• **GIVEN REQUEST**
Using the listing below, extract each line that has the word "this" in it.

• **DATA EXCERPTS**
————

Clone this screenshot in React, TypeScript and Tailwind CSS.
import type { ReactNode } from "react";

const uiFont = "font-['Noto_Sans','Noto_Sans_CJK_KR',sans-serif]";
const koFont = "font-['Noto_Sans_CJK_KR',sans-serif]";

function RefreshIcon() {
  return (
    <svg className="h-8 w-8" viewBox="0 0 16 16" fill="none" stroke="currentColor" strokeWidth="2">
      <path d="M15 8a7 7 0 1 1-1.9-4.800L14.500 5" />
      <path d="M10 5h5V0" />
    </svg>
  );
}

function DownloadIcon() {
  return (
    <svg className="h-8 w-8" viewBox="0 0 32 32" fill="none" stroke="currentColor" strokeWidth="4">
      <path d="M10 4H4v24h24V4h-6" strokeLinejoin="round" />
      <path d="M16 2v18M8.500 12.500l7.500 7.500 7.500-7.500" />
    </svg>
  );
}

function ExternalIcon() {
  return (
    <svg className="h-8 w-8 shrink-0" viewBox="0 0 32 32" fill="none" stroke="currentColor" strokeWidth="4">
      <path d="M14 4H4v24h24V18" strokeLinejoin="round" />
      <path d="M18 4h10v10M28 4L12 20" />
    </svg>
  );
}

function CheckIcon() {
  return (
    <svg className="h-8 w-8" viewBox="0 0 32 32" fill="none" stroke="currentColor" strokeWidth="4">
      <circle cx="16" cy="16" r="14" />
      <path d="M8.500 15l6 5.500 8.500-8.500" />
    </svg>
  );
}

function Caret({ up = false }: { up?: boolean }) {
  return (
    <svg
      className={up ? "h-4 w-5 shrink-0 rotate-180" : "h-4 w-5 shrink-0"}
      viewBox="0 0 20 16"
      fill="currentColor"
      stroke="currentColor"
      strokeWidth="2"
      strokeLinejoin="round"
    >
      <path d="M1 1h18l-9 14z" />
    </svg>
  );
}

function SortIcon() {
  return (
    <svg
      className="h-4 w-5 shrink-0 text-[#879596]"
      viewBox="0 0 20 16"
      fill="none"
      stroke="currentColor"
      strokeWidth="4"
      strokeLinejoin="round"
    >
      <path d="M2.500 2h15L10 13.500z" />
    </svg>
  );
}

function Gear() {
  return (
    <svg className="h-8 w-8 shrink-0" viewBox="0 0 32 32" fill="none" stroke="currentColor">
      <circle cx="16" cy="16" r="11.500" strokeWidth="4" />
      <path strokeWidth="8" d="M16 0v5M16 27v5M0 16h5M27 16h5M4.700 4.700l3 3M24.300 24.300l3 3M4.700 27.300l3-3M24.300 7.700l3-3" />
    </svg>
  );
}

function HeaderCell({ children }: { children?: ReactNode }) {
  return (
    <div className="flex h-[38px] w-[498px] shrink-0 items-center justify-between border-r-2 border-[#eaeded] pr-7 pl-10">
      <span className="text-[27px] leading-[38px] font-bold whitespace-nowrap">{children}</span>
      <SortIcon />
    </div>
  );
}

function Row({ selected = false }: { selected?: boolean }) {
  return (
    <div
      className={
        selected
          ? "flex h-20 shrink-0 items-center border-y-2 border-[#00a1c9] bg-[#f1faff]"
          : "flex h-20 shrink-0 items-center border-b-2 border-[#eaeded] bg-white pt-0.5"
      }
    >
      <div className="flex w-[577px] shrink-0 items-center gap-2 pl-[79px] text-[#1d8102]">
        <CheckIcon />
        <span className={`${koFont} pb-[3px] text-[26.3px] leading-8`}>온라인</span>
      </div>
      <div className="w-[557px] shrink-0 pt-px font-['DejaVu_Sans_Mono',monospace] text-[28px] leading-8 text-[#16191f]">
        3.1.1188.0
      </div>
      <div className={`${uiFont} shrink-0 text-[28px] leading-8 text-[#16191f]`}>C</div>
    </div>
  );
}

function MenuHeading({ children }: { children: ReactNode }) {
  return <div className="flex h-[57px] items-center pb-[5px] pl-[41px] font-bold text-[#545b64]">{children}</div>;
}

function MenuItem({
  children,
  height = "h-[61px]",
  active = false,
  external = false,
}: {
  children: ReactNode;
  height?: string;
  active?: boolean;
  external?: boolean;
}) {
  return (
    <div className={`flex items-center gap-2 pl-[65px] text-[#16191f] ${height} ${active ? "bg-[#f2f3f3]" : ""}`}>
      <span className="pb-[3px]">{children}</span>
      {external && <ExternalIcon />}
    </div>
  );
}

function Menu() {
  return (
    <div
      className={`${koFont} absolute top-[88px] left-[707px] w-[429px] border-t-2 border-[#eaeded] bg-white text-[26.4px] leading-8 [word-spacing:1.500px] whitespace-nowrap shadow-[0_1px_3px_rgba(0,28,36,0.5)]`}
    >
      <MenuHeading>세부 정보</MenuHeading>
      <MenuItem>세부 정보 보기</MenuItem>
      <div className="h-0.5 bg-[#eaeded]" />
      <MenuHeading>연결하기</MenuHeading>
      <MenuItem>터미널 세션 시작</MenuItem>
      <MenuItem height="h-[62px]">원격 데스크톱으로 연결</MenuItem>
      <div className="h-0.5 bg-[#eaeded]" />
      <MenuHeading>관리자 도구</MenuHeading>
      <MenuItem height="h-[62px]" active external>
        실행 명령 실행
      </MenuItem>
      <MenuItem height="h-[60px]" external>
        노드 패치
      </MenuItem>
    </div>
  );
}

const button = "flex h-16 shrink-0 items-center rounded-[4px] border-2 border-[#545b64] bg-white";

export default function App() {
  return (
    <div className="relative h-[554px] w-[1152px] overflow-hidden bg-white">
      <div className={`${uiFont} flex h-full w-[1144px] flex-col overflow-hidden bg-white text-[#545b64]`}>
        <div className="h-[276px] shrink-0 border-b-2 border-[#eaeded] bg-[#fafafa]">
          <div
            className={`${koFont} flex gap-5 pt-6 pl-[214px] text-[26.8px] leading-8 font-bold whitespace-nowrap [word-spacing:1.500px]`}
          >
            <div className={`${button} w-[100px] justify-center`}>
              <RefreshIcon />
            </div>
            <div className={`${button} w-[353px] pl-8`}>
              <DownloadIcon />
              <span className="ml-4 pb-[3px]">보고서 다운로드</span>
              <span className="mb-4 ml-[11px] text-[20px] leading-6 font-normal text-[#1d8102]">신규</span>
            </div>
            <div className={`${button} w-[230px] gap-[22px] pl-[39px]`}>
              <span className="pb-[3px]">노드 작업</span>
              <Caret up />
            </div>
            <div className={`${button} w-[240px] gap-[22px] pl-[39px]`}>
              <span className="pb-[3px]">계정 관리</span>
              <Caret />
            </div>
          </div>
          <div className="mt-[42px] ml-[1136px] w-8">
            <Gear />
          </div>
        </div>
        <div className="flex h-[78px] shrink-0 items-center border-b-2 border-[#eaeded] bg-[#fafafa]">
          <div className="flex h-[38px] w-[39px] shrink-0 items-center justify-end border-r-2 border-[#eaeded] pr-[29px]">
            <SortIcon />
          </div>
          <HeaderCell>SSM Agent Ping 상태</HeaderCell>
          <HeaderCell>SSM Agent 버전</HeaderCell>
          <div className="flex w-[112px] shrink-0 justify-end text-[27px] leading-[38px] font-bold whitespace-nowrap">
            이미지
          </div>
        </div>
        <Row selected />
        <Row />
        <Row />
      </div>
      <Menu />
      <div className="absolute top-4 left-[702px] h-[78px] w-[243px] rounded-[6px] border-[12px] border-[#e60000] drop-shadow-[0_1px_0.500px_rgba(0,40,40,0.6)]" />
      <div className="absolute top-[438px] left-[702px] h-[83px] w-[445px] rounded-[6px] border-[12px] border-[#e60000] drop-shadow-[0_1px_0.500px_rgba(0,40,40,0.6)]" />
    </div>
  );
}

————

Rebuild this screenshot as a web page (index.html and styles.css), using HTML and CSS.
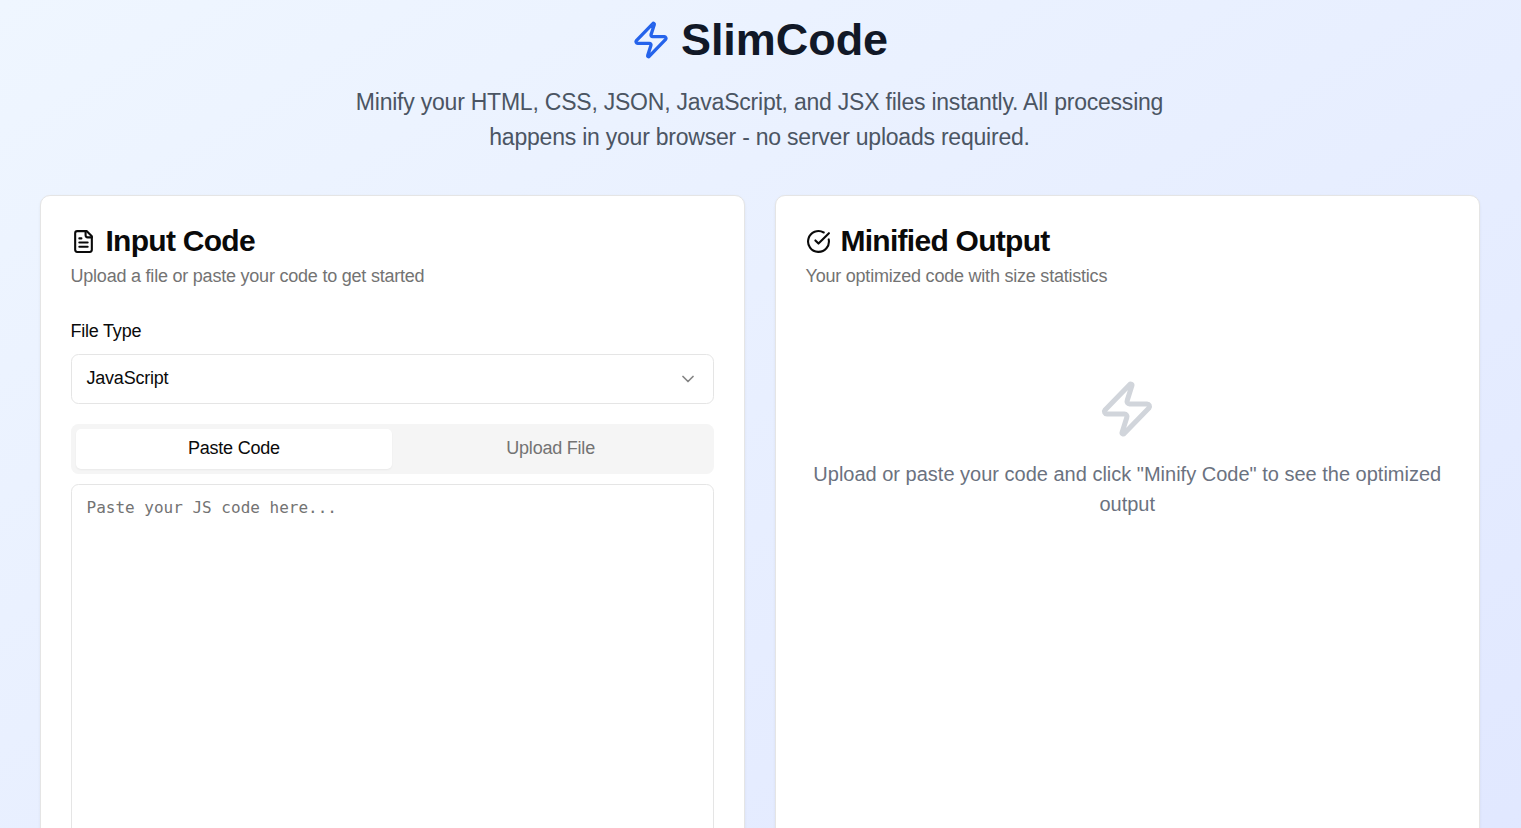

————

• **CORRECT OUTPUT**
Clone this screenshot in React, TypeScript and Tailwind CSS.
Rebuild this screenshot as a web page (index.html and styles.css), using HTML and CSS.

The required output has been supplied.